Afterward, Mike Sullivan suggested Montreal had been more willing to compete than his team, a criticism he rarely leveled in 2019-20.

That's just one of the things that made the game one of the sort the Penguins preferred to forget as quickly as possible. And, based on Sullivan's response when asked about the game during a conference call, it apparently worked, at least in his case.

"I'm trying to remember Dec. 10," he said. "What I can tell you is, my guess is that on Dec. 10, Montreal played better than we did, and that's why they won. We're going through a process, as a coaching staff, right now of pre-scouting Montreal and looking at their most recent games and watching some of our games that we played against them.

"As a coaching staff, we're always cautious about going back too far in the season, because personnel changes and subtle things to their tactics change.

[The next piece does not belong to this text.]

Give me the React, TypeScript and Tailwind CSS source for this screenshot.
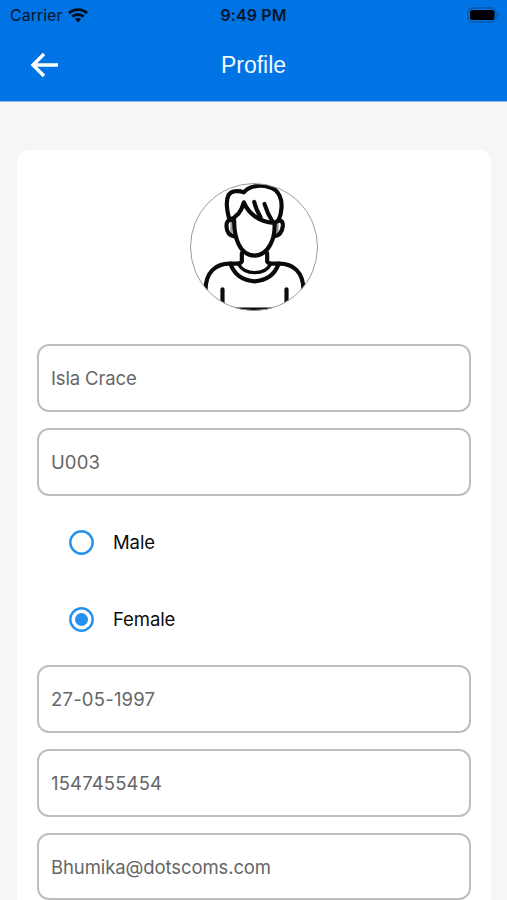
import { useState } from 'react';

type FieldProps = {
	name: string;
	value: string;
	className: string;
	onChange: (e: React.ChangeEvent<HTMLInputElement>) => void;
};

const StatusBar = () => {
	return (
		<div className="grid h-[30px] grid-cols-3 items-center pl-[10px] pr-[10px] text-[#04152c]">
			<div className="flex items-center gap-[6px]">
				<span className="text-[16px] leading-none">Carrier</span>
				<svg width="20" height="15" viewBox="0 0 20 15" fill="none" stroke="#020d1c" strokeWidth="2.9">
					<path d="M1 5.1C6 .4 14 .4 19 5.1" />
					<path d="M4.3 8.7C7.6 5.8 12.4 5.8 15.7 8.7" />
					<path d="M7 11.3C8.7 9.7 11.3 9.7 13 11.3L10 14.4Z" fill="#020d1c" stroke="none" />
				</svg>
			</div>
			<span className="text-center text-[16px] font-semibold leading-none tracking-[0.1px]">
				9:49 PM
			</span>
			<svg className="-mr-[3px] justify-self-end" width="33" height="16" viewBox="0 0 33 16">
				<rect x="1" y="1" width="28" height="14" rx="4.5" fill="none" stroke="#0558b0" strokeWidth="1.4" />
				<rect x="3" y="3" width="24.5" height="10" rx="2.5" fill="#000" />
				<path d="M30.5 5.5C32.6 6.3 32.6 9.7 30.5 10.5Z" fill="#0558b0" />
			</svg>
		</div>
	);
};

const Avatar = () => {
	return (
		<div className="mx-auto h-32 w-32">
			<svg width="128" height="128" viewBox="28.5 37 384 384" fill="none">
				<defs>
					<clipPath id="avatar">
						<circle cx="220.5" cy="229" r="191" />
					</clipPath>
				</defs>
				<g
					clipPath="url(#avatar)"
					stroke="#0a0a0a"
					strokeWidth="12.5"
					strokeLinecap="round"
					strokeLinejoin="round"
				>
					{/* hair */}
					<path d="M147 147C139 119 136 89 144 73C152 61 172 58 190 65C205 45 240 41 267 50C297 58 305 88 303 112C302 128 299 139 294 149" />
					<path d="M147 147C170 140 184 119 190 95C203 126 236 157 284 157L294 149" />
					<path d="M221 94C225 109 232 126 240 139M252 100C257 116 266 137 276 153" />
					{/* ears */}
					<path d="M153 153V186M291 154V186" stroke="#999" strokeWidth="7" />
					<path d="M157 149C142 145 137 154 138 168C139 183 145 195 161 197" />
					<path d="M286 154C300 145 308 151 307 166C305 183 299 195 281 197" />
					{/* face */}
					<path d="M161 147C160 200 177 254 222 255C265 254 285 202 282 157" />
					{/* neck and collar */}
					<path d="M184 247V273C181 279 171 279 150 279M260 247V273C263 279 275 279 294 279" />
					<path d="M150 281C164 316 187 330 222 332C257 330 281 315 294 281" />
					<path d="M174 281C194 314 252 314 270 281" strokeWidth="10" />
					{/* shirt */}
					<path d="M150 279C109 278 73 301 75 365M294 279C335 278 371 301 369 365" />
					<path d="M126 356V410M318 356V410" />
					<path d="M150 417H294" />
				</g>
				<circle cx="220.5" cy="229" r="190.5" stroke="#9b9b9b" strokeWidth="3" />
			</svg>
		</div>
	);
};

const Field = ({ name, value, className, onChange }: FieldProps) => {
	return (
		<div className="flex h-[67.7px] shrink-0 items-center rounded-[12px] border-2 border-[#bfbfbf] pl-[12px]">
			<input
				type="text"
				name={name}
				value={value}
				onChange={onChange}
				className={`${className} h-10 w-[380px] bg-transparent text-[18.5px] text-[#666] outline-none`}
			/>
		</div>
	);
};

const Radio = ({ label, checked, onSelect }: { label: string; checked: boolean; onSelect: () => void }) => {
	return (
		<button
			type="button"
			onClick={onSelect}
			className="flex h-[77px] items-center gap-[19px] pl-[32px] text-left"
		>
			<svg width="25" height="25" viewBox="0 0 25 25" fill="none">
				<circle cx="12.5" cy="12.5" r="11.2" stroke="#2492ed" strokeWidth="2.4" />
				{checked ? <circle cx="12.5" cy="12.5" r="6.5" fill="#2492ed" /> : null}
			</svg>
			<span className="text-[18.5px] tracking-[-0.1px] text-[#0b0b0b]">{label}</span>
		</button>
	);
};

const App = () => {
	const [formData, setFormData] = useState({
		name: 'Isla Crace',
		code: 'U003',
		gender: 'Female',
		birthday: '27-05-1997',
		phone: '1547455454',
		email: 'Bhumika@dotscoms.com',
	});

	const { name, code, gender, birthday, phone, email } = formData;

	const handleInputChange = (e: React.ChangeEvent<HTMLInputElement>) => {
		const { name, value } = e.target;

		setFormData({
			...formData,
			[name]: value,
		});
	};

	return (
		<main className="flex h-screen flex-col overflow-hidden bg-[#f6f6f6] font-['Inter',sans-serif]">
			<header className="h-[102px] shrink-0 border-b border-[#86bdf2] bg-[#0074e4]">
				<StatusBar />
				<div className="grid h-[70px] grid-cols-3 items-center">
					<button type="button" aria-label="Back" className="pl-[30px]">
						<svg width="29" height="26" viewBox="0 0 29 26" fill="none" stroke="#fff" strokeWidth="3.4">
							<path d="M14 2L3 13L14 24M2.5 13H28" />
						</svg>
					</button>
					<h1 className="text-center font-['Liberation_Sans',sans-serif] text-[23px] text-[#f2f8ff]">
						Profile
					</h1>
				</div>
			</header>
			<section className="ml-[17px] mr-4 mt-[48px] flex flex-1 flex-col overflow-hidden rounded-t-[12px] bg-white px-5 pt-[32.5px]">
				<Avatar />
				<form className="mt-[33.9px] flex flex-col">
					<div className="flex flex-col gap-4">
						<Field name="name" value={name} className="tracking-[-0.15px]" onChange={handleInputChange} />
						<Field name="code" value={code} className="tracking-[0.1px]" onChange={handleInputChange} />
					</div>
					<div className="mt-[8.4px] mb-[7.2px] flex flex-col">
						<Radio
							label="Male"
							checked={gender === 'Male'}
							onSelect={() => setFormData({ ...formData, gender: 'Male' })}
						/>
						<Radio
							label="Female"
							checked={gender === 'Female'}
							onSelect={() => setFormData({ ...formData, gender: 'Female' })}
						/>
					</div>
					<div className="flex flex-col gap-4">
						<Field name="birthday" value={birthday} className="tracking-[0.2px]" onChange={handleInputChange} />
						<Field name="phone" value={phone} className="tracking-[0.15px]" onChange={handleInputChange} />
						<Field name="email" value={email} className="tracking-[-0.1px]" onChange={handleInputChange} />
					</div>
				</form>
			</section>
		</main>
	);
};

export default App;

We try to stay with the most recent events, and that's the process we've gone through."

Still, it won't be a surprise if someone on the staff studies video of that loss -- as well as the Penguins' 3-2 victory at Bell Centre Jan. 4 and their 4-1 decision at home Feb. 14 -- until his eyeballs threaten to bleed, searching for something about the Canadiens that can be exploited during the series.

While there is no way to predict how teams will respond to being in high-stakes games after not playing since March, Sullivan predicted that the quality of the competition will be higher than some skeptics fear.

"I think the level of play will be competitive," he said. "There may be an adjustment process in the early part of the (resumption) of play, but I don't think it's going to take the players long to find their timing and their touch.

"There's a lot to play for. These guys are proud guys. They're the best players in the world, and I think a lot of them see the opportunity in front of them."

How the teams perform when the games begin will be rooted, at least in part, in the preparations scheduled to begin when training camps open July 10. Sullivan again stressed that this camp will be unlike others, because the emphasis will be on getting his team ready for games, not assembling a roster and figuring out how and where personnel can be deployed most effectively.

"The primary objective is to prepare our team for playoff competition," he said. "The logistics and the circumstances are very different from coming into a training camp in September, at the beginning of a season when you have an 82-game schedule in front of you.

"We're going to put our guys through game simulations. We'll have intra-squad games throughout the course of training camp to make sure we give our guys an opportunity to feel the game-day scenario and put their bodies through the process so that we can try to help with that transition back into that competitive mindset that's so necessary to have success in this league."

And to avoid nights like the one the Penguins had Dec. 10.